Here in the West, Acupuncture is known mainly for it’s analgesic (pain relieving) power. It’s often advertised as a low-risk, side effect free alternative to medication. While this is 100% true, there is so much more to Acupuncture and Chinese medicine than just pain relief. Due to it’s holistic nature, Acupuncture can be used to treat, or to assist in the treatment of almost any illness. Note that there is a difference between a TREATMENT, and a CURE. It would be irresponsible of me to use these words interchangeably. Acupuncture is not magic, it is not a miracle modality that can rid you of your ailments overnight. We can do a lot of good, and facilitate a lot of healing, but it has it’s limits. An example I like to use is Cancer treatment. Acupuncture and Herbal medicine cannot cure cancer on their own. Many practitioners will make irresponsible, and dangerous claims otherwise – but it can’t. Acupuncture can however be used to mitigate some of the side effects of Western Cancer treatment. For example, Chinese Medicine has been shown to have marked results in the treatment of chemotherapy related nausea, vomiting, and dry mouth, as well as cancer related pain and fatigue. This shows that Acupuncture can be a powerful tool in the TREATMENT of cancer, but it cannot cure cancer. Now that we understand the difference between a treatment and a cure, let’s move on to some Acupuncture Theory.
In an Acupuncture Treatment needles are inserted into Acupuncture points which fall along meridians. These needles help to facilitate the flow of Qi in the body, by breaking up stagnation (blockages in Qi flow). When Qi is able to flow uninhibited, we are in good health. (You may remember from my previous post that I’m not a big fan of referring to Qi as simply “energy” or lifeforce” and opt for the more modern term: bioelectricity.) Now, these meridians don’t simply run along the surface of the body, they travel inward to connect to our internal organs, sense organs, muscles etc.
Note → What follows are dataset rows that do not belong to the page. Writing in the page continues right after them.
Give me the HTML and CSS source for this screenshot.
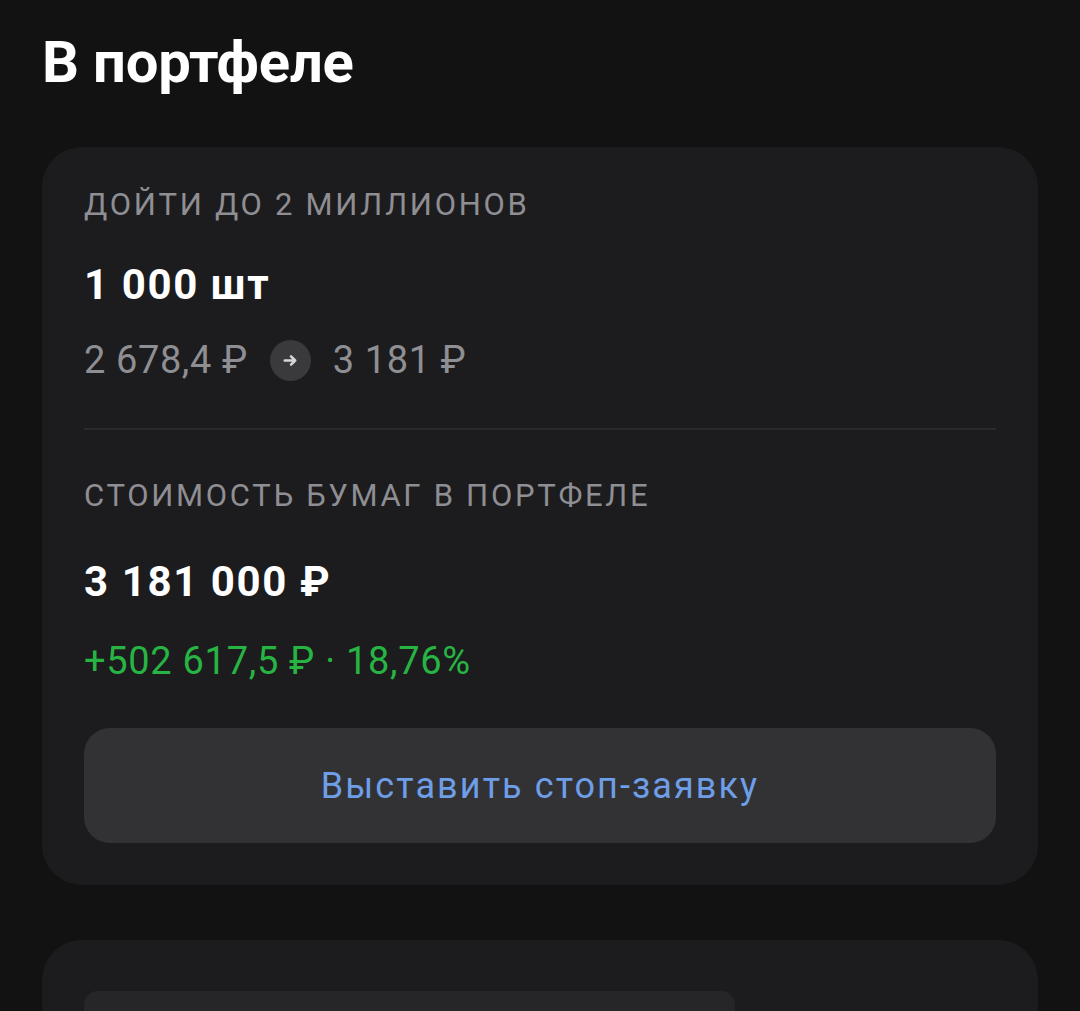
FILE: index.html
```html
<!DOCTYPE html>
<html lang="ru">
<head>
<meta charset="utf-8">
<title>В портфеле</title>
<link rel="stylesheet" href="styles.css">
</head>
<body>
<main class="page">
  <h1 class="title">В портфеле</h1>
  <section class="card">
    <div class="label">ДОЙТИ ДО 2 МИЛЛИОНОВ</div>
    <div class="value">1 000 шт</div>
    <div class="prices">
      <span>2 678,4 ₽</span>
      <span class="arrow">
        <svg viewBox="0 0 20 20" width="21" height="21"><path d="M4.5 10h10M10.5 6 14.5 10l-4 4" fill="none" stroke="#d6d6da" stroke-width="2.4" stroke-linecap="round" stroke-linejoin="round"/></svg>
      </span>
      <span>3 181 ₽</span>
    </div>
    <div class="divider"></div>
    <div class="label label2">СТОИМОСТЬ БУМАГ В ПОРТФЕЛЕ</div>
    <div class="value value2">3 181 000 ₽</div>
    <div class="gain">+502 617,5 ₽ · 18,76%</div>
    <button class="btn">Выставить стоп-заявку</button>
  </section>
  <section class="card card2">
    <div class="placeholder"></div>
  </section>
</main>
</body>
</html>
```

FILE: styles.css
```css
* { box-sizing: border-box; }
html, body { margin: 0; padding: 0; }
body {
  background: #121212;
  font-family: Roboto, "Noto Sans", sans-serif;
  color: #fff;
  overflow: hidden;
  height: 1011px;
}
.page {
  padding: 0 42px;
  height: 1011px;
  overflow: hidden;
}
.title {
  margin: 0;
  padding-top: 28px;
  font-size: 58px;
  line-height: 68px;
  font-weight: 700;
  color: #fff;
  letter-spacing: -0.2px;
}
.card {
  margin-top: 51px;
  background: #1c1c1e;
  border-radius: 40px;
  padding: 40px 42px 42px;
  display: flex;
  flex-direction: column;
}
.label {
  font-size: 31px;
  line-height: 36px;
  color: #8e8e93;
  letter-spacing: 2.7px;
  white-space: nowrap;
}
.value {
  margin-top: 38px;
  font-size: 42px;
  line-height: 48px;
  font-weight: 700;
  color: #fff;
  letter-spacing: 1.6px;
}
.prices {
  margin-top: 27px;
  display: flex;
  align-items: center;
  gap: 22px;
  font-size: 38px;
  line-height: 48px;
  color: #8e8e93;
  font-weight: 400;
  letter-spacing: 0.6px;
}
.arrow {
  width: 41px;
  height: 41px;
  border-radius: 50%;
  background: #3a3a3c;
  display: flex;
  align-items: center;
  justify-content: center;
}
.divider {
  margin-top: 44px;
  height: 2px;
  background: #2a2a2c;
}
.label2 {
  margin-top: 48px;
}
.value2 {
  margin-top: 44px;
}
.gain {
  margin-top: 31px;
  font-size: 38px;
  line-height: 48px;
  color: #27b443;
  font-weight: 400;
  letter-spacing: 0.7px;
}
.btn {
  margin-top: 43px;
  height: 115px;
  border: none;
  border-radius: 26px;
  background: #323234;
  color: #6e9ee8;
  font-family: inherit;
  font-size: 36px;
  letter-spacing: 2.1px;
}
.card2 {
  margin-top: 55px;
  height: 200px;
  padding: 51px 42px 0;
}
.placeholder {
  width: 651px;
  height: 80px;
  background: #262628;
  border-radius: 14px;
}
```
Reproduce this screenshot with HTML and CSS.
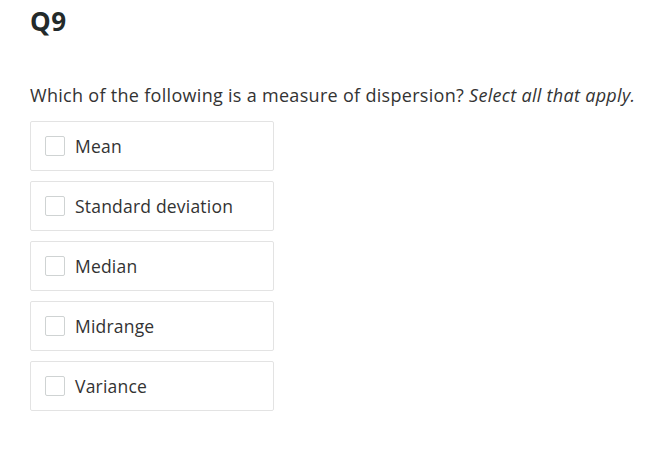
FILE: index.html
```html
<!DOCTYPE html>
<html>
<head>
<meta charset="utf-8">
<link rel="stylesheet" href="styles.css">
</head>
<body>
<div class="page">
  <h1 class="qnum">Q9</h1>
  <p class="prompt">Which of the following is a measure of dispersion? <em>Select all that apply.</em></p>
  <ul class="options">
    <li class="option"><span class="box"></span><span class="label">Mean</span></li>
    <li class="option"><span class="box"></span><span class="label">Standard deviation</span></li>
    <li class="option"><span class="box"></span><span class="label">Median</span></li>
    <li class="option"><span class="box"></span><span class="label">Midrange</span></li>
    <li class="option"><span class="box"></span><span class="label">Variance</span></li>
  </ul>
</div>
</body>
</html>
```
FILE: styles.css
```css
html, body {
  margin: 0;
  padding: 0;
  background: #ffffff;
}
.page {
  padding: 6px 0 0 30px;
  font-family: "Open Sans", "Liberation Sans", sans-serif;
  color: #333333;
}
.qnum {
  margin: 0;
  font-size: 26px;
  line-height: 30px;
  font-weight: 700;
  color: #232a2a;
  letter-spacing: 0.5px;
}
.prompt {
  margin: 47px 0 0 0;
  font-size: 18px;
  line-height: 24px;
  letter-spacing: 0.3px;
  color: #333333;
}
.prompt em {
  font-style: italic;
}
.options {
  list-style: none;
  margin: 14px 0 0 0;
  padding: 0;
  display: flex;
  flex-direction: column;
  gap: 10px;
}
.option {
  width: 242px;
  height: 48px;
  border: 1px solid #e3e3e3;
  border-radius: 2px;
  display: flex;
  align-items: center;
  box-sizing: content-box;
}
.box {
  width: 18px;
  height: 18px;
  border: 1px solid #cfd3d3;
  border-radius: 2px;
  margin-left: 14px;
  margin-right: 10px;
  flex: none;
}
.label {
  font-size: 17.5px;
  letter-spacing: 0.2px;
  color: #333333;
}
```
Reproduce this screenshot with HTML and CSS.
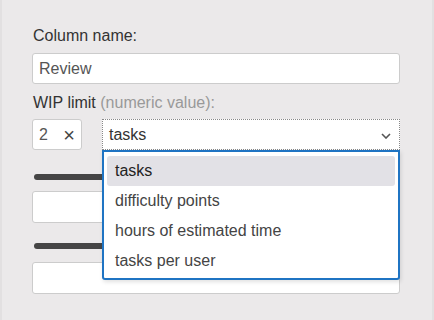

It’s a vast network that connects the entire human body. Qi is what allows these different areas of the body to communicate, and interact with each other. Needling an Acupuncture point which falls on a meridian that connects with the eyes, can have a positive effect on vision. As can needling a point which falls on a meridian that connects to the liver, low back, or anywhere else in the body. Because of this, Acupuncture can essentially be used to treat any ailment that falls along the trajectory of a meridian.
Chinese Medicine, unlike it’s Western reductionist counterpart, is a holistic system of healing which takes into account a person’s entire being. There is no marked separation between a patient’s body, mind and spirit. Therefore, changes made to one of these aspects can have effects on the others. Treat the body, and you can affect the mind. Treat the mind and you can affect the body. Treatment of disease is also unique, person to person. While Western medicine may take 10 patients with back pain and treat them all the same way, Chinese Medicine takes into account each person’s symptoms in addition to their individual constitution, lifestyle habits, and emotional state. Acupuncturists don’t simply treat symptoms, they get to the root of a person’s disharmony and treat from there. This is a vital component to healing that is missing from Western Medicine.
If Chinese Medical theory doesn’t jive with you, and you need peer reviewed research in order to truly have faith in our medicine – I’ll link you HERE to an article outlining the World Health Organizations official stance on Acupuncture. They list 28 diseases which Acupuncture been proven through controlled trials to be an effective form of treatment. There are many more diseases further down the list which say Acupuncture is likely effective, but more research is needed. There is solid research out there that proves, scientifically, that Acupuncture is a legitimate form of treatment.
Western and Eastern Medicine are very different, but they both have their strengths. In general, Chinese Medicine is beneficial for chronic disorders, whereas Western Medicine has better results with more acute, and emergency medical care. Western Medicine is all about getting you well enough to function outside of a hospital. Some of their treatments may be rougher on the body, but they keep patients ALIVE. Chinese Medicine is about prevention of disease, the fostering of a healthy lifestyle – so you can avoid a trip to the hospital! If you have a tumor, or a gunshot wound – obviously go to a doctor! But there is so much more to health than the treatment of life threatening disorders. Things like pain, anxiety, even chronic heart burn – can all take a toll a person’s quality of life. If you want a gentle modality that really gets to the root of your issues, consider Acupuncture and Chinese Medicine.